Exercise objective: Return the entries below in their exact form, leaving the pictures out.

Extracted records:
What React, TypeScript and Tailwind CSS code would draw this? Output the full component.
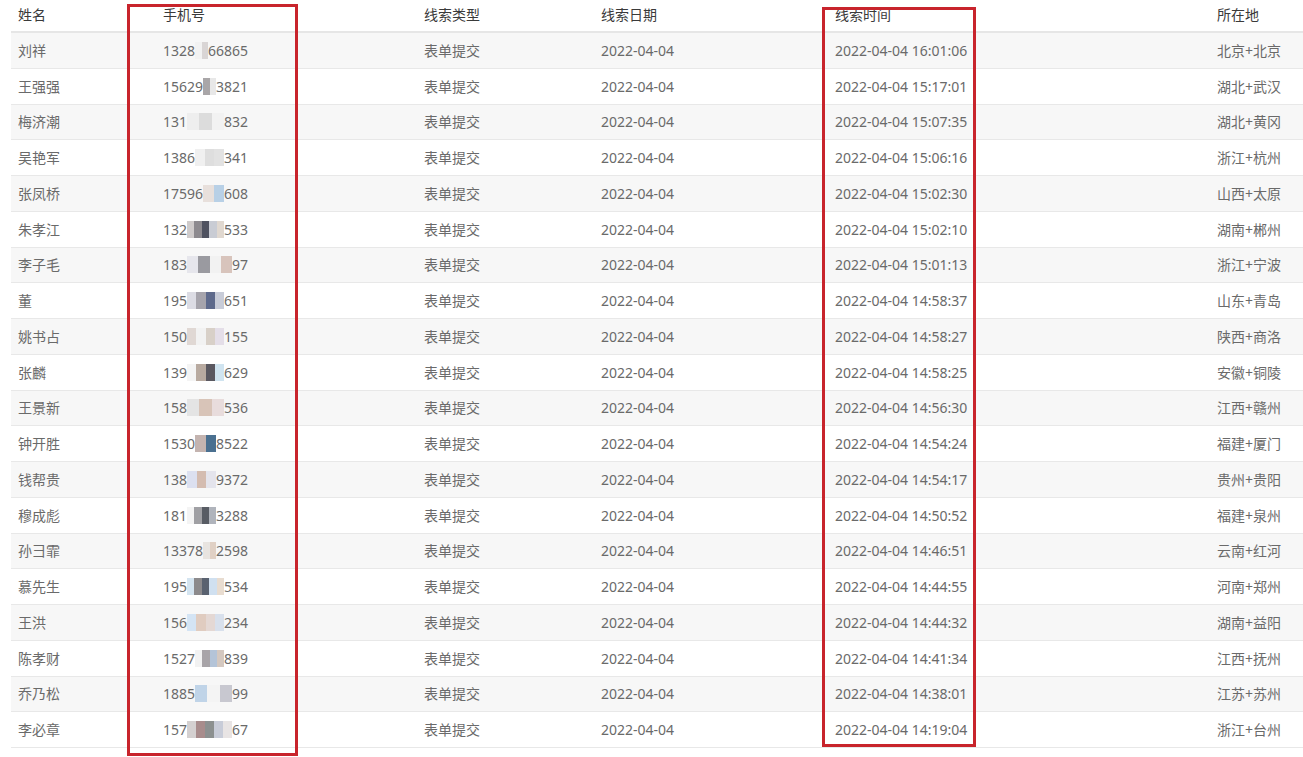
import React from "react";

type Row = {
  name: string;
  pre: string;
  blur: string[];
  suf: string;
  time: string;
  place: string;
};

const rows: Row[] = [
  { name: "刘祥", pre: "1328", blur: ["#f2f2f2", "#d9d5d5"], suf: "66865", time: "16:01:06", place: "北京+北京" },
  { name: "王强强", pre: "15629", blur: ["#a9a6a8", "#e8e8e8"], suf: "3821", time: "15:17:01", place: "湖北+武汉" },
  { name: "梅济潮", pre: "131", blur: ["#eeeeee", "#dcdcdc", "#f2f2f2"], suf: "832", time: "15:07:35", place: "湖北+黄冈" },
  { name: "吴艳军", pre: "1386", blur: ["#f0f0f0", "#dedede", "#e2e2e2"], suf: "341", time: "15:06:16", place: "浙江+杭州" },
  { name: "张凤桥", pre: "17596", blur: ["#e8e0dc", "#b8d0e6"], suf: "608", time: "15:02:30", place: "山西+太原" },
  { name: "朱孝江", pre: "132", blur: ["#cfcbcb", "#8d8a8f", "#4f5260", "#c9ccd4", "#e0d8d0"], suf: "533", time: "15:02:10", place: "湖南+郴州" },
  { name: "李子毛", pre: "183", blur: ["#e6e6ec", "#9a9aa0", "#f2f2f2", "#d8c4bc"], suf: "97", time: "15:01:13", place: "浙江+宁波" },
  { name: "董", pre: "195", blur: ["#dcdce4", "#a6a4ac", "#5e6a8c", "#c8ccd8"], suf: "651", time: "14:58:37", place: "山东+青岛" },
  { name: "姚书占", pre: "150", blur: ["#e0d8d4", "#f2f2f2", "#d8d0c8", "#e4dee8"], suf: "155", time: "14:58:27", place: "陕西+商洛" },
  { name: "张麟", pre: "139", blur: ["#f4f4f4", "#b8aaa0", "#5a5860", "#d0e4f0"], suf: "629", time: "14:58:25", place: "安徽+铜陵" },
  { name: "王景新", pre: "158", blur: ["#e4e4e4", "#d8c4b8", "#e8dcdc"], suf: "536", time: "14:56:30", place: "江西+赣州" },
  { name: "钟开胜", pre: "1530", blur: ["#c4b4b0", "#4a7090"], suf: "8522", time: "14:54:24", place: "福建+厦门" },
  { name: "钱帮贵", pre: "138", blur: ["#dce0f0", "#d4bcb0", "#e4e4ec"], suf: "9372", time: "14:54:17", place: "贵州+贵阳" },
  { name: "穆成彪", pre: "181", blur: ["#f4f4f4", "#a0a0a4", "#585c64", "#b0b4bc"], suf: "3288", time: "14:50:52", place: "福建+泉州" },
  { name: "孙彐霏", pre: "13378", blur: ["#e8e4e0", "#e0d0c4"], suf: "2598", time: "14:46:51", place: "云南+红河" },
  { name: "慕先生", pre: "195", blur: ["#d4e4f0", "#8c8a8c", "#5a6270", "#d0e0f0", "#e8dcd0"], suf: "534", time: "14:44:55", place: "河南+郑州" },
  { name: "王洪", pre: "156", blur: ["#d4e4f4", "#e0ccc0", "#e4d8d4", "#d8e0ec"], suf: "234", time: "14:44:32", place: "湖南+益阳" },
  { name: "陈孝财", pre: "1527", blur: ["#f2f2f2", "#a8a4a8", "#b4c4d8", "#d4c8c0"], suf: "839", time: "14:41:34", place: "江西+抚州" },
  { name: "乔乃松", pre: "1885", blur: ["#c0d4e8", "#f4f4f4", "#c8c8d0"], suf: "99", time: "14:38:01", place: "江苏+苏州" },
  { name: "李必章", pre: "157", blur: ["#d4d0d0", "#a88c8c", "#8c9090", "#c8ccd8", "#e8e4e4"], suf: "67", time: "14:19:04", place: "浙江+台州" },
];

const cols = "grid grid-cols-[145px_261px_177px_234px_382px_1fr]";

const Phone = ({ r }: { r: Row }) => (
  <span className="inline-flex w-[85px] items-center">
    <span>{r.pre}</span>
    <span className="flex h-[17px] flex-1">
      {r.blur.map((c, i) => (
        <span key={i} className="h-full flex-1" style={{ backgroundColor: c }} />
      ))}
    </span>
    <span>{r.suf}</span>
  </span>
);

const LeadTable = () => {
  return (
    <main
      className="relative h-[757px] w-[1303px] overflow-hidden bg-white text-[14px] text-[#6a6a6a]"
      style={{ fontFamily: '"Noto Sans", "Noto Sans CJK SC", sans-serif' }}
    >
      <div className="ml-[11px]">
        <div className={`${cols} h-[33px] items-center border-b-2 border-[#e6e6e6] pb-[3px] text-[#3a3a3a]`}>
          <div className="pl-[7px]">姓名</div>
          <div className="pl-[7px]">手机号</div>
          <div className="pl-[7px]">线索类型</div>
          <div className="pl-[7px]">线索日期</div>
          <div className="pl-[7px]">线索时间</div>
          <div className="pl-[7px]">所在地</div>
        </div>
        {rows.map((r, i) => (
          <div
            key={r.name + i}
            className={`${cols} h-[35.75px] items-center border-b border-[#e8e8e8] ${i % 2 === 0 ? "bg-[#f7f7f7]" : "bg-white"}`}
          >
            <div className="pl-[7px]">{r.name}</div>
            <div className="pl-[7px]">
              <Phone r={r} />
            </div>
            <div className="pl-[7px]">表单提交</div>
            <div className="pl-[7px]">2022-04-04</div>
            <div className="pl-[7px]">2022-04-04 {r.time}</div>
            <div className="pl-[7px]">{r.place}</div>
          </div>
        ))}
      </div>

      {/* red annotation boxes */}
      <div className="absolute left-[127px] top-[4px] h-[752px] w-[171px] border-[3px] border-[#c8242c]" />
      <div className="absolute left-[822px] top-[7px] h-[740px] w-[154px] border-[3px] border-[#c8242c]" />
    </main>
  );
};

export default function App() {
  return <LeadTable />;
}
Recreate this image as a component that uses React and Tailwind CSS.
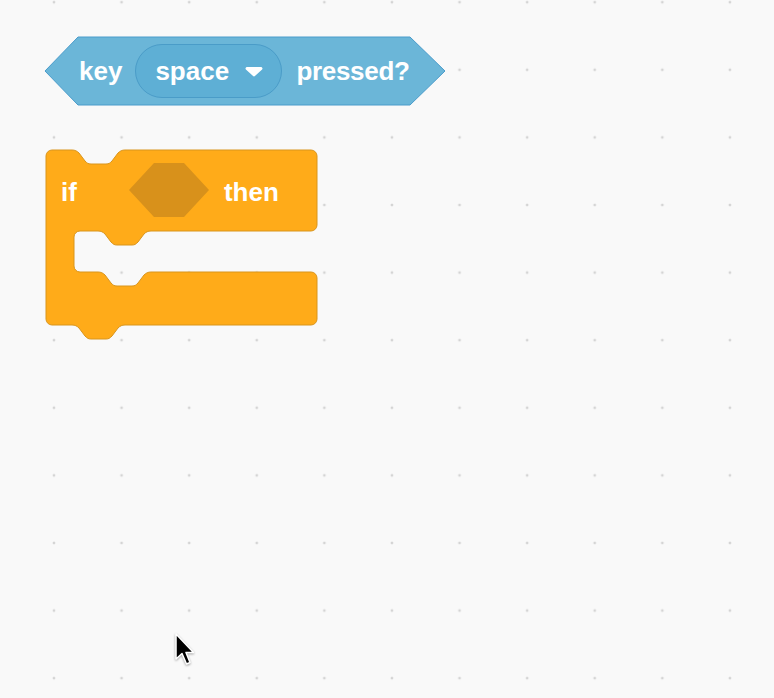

Solution to the problem:
What React, TypeScript and Tailwind CSS code would draw this? Output the full component.
import React from "react";

type Row = {
  name: string;
  pre: string;
  blur: string[];
  suf: string;
  time: string;
  place: string;
};

const rows: Row[] = [
  { name: "刘祥", pre: "1328", blur: ["#f2f2f2", "#d9d5d5"], suf: "66865", time: "16:01:06", place: "北京+北京" },
  { name: "王强强", pre: "15629", blur: ["#a9a6a8", "#e8e8e8"], suf: "3821", time: "15:17:01", place: "湖北+武汉" },
  { name: "梅济潮", pre: "131", blur: ["#eeeeee", "#dcdcdc", "#f2f2f2"], suf: "832", time: "15:07:35", place: "湖北+黄冈" },
  { name: "吴艳军", pre: "1386", blur: ["#f0f0f0", "#dedede", "#e2e2e2"], suf: "341", time: "15:06:16", place: "浙江+杭州" },
  { name: "张凤桥", pre: "17596", blur: ["#e8e0dc", "#b8d0e6"], suf: "608", time: "15:02:30", place: "山西+太原" },
  { name: "朱孝江", pre: "132", blur: ["#cfcbcb", "#8d8a8f", "#4f5260", "#c9ccd4", "#e0d8d0"], suf: "533", time: "15:02:10", place: "湖南+郴州" },
  { name: "李子毛", pre: "183", blur: ["#e6e6ec", "#9a9aa0", "#f2f2f2", "#d8c4bc"], suf: "97", time: "15:01:13", place: "浙江+宁波" },
  { name: "董", pre: "195", blur: ["#dcdce4", "#a6a4ac", "#5e6a8c", "#c8ccd8"], suf: "651", time: "14:58:37", place: "山东+青岛" },
  { name: "姚书占", pre: "150", blur: ["#e0d8d4", "#f2f2f2", "#d8d0c8", "#e4dee8"], suf: "155", time: "14:58:27", place: "陕西+商洛" },
  { name: "张麟", pre: "139", blur: ["#f4f4f4", "#b8aaa0", "#5a5860", "#d0e4f0"], suf: "629", time: "14:58:25", place: "安徽+铜陵" },
  { name: "王景新", pre: "158", blur: ["#e4e4e4", "#d8c4b8", "#e8dcdc"], suf: "536", time: "14:56:30", place: "江西+赣州" },
  { name: "钟开胜", pre: "1530", blur: ["#c4b4b0", "#4a7090"], suf: "8522", time: "14:54:24", place: "福建+厦门" },
  { name: "钱帮贵", pre: "138", blur: ["#dce0f0", "#d4bcb0", "#e4e4ec"], suf: "9372", time: "14:54:17", place: "贵州+贵阳" },
  { name: "穆成彪", pre: "181", blur: ["#f4f4f4", "#a0a0a4", "#585c64", "#b0b4bc"], suf: "3288", time: "14:50:52", place: "福建+泉州" },
  { name: "孙彐霏", pre: "13378", blur: ["#e8e4e0", "#e0d0c4"], suf: "2598", time: "14:46:51", place: "云南+红河" },
  { name: "慕先生", pre: "195", blur: ["#d4e4f0", "#8c8a8c", "#5a6270", "#d0e0f0", "#e8dcd0"], suf: "534", time: "14:44:55", place: "河南+郑州" },
  { name: "王洪", pre: "156", blur: ["#d4e4f4", "#e0ccc0", "#e4d8d4", "#d8e0ec"], suf: "234", time: "14:44:32", place: "湖南+益阳" },
  { name: "陈孝财", pre: "1527", blur: ["#f2f2f2", "#a8a4a8", "#b4c4d8", "#d4c8c0"], suf: "839", time: "14:41:34", place: "江西+抚州" },
  { name: "乔乃松", pre: "1885", blur: ["#c0d4e8", "#f4f4f4", "#c8c8d0"], suf: "99", time: "14:38:01", place: "江苏+苏州" },
  { name: "李必章", pre: "157", blur: ["#d4d0d0", "#a88c8c", "#8c9090", "#c8ccd8", "#e8e4e4"], suf: "67", time: "14:19:04", place: "浙江+台州" },
];

const cols = "grid grid-cols-[145px_261px_177px_234px_382px_1fr]";

const Phone = ({ r }: { r: Row }) => (
  <span className="inline-flex w-[85px] items-center">
    <span>{r.pre}</span>
    <span className="flex h-[17px] flex-1">
      {r.blur.map((c, i) => (
        <span key={i} className="h-full flex-1" style={{ backgroundColor: c }} />
      ))}
    </span>
    <span>{r.suf}</span>
  </span>
);

const LeadTable = () => {
  return (
    <main
      className="relative h-[757px] w-[1303px] overflow-hidden bg-white text-[14px] text-[#6a6a6a]"
      style={{ fontFamily: '"Noto Sans", "Noto Sans CJK SC", sans-serif' }}
    >
      <div className="ml-[11px]">
        <div className={`${cols} h-[33px] items-center border-b-2 border-[#e6e6e6] pb-[3px] text-[#3a3a3a]`}>
          <div className="pl-[7px]">姓名</div>
          <div className="pl-[7px]">手机号</div>
          <div className="pl-[7px]">线索类型</div>
          <div className="pl-[7px]">线索日期</div>
          <div className="pl-[7px]">线索时间</div>
          <div className="pl-[7px]">所在地</div>
        </div>
        {rows.map((r, i) => (
          <div
            key={r.name + i}
            className={`${cols} h-[35.75px] items-center border-b border-[#e8e8e8] ${i % 2 === 0 ? "bg-[#f7f7f7]" : "bg-white"}`}
          >
            <div className="pl-[7px]">{r.name}</div>
            <div className="pl-[7px]">
              <Phone r={r} />
            </div>
            <div className="pl-[7px]">表单提交</div>
            <div className="pl-[7px]">2022-04-04</div>
            <div className="pl-[7px]">2022-04-04 {r.time}</div>
            <div className="pl-[7px]">{r.place}</div>
          </div>
        ))}
      </div>

      {/* red annotation boxes */}
      <div className="absolute left-[127px] top-[4px] h-[752px] w-[171px] border-[3px] border-[#c8242c]" />
      <div className="absolute left-[822px] top-[7px] h-[740px] w-[154px] border-[3px] border-[#c8242c]" />
    </main>
  );
};

export default function App() {
  return <LeadTable />;
}
Recreate this image as a component that uses React and Tailwind CSS.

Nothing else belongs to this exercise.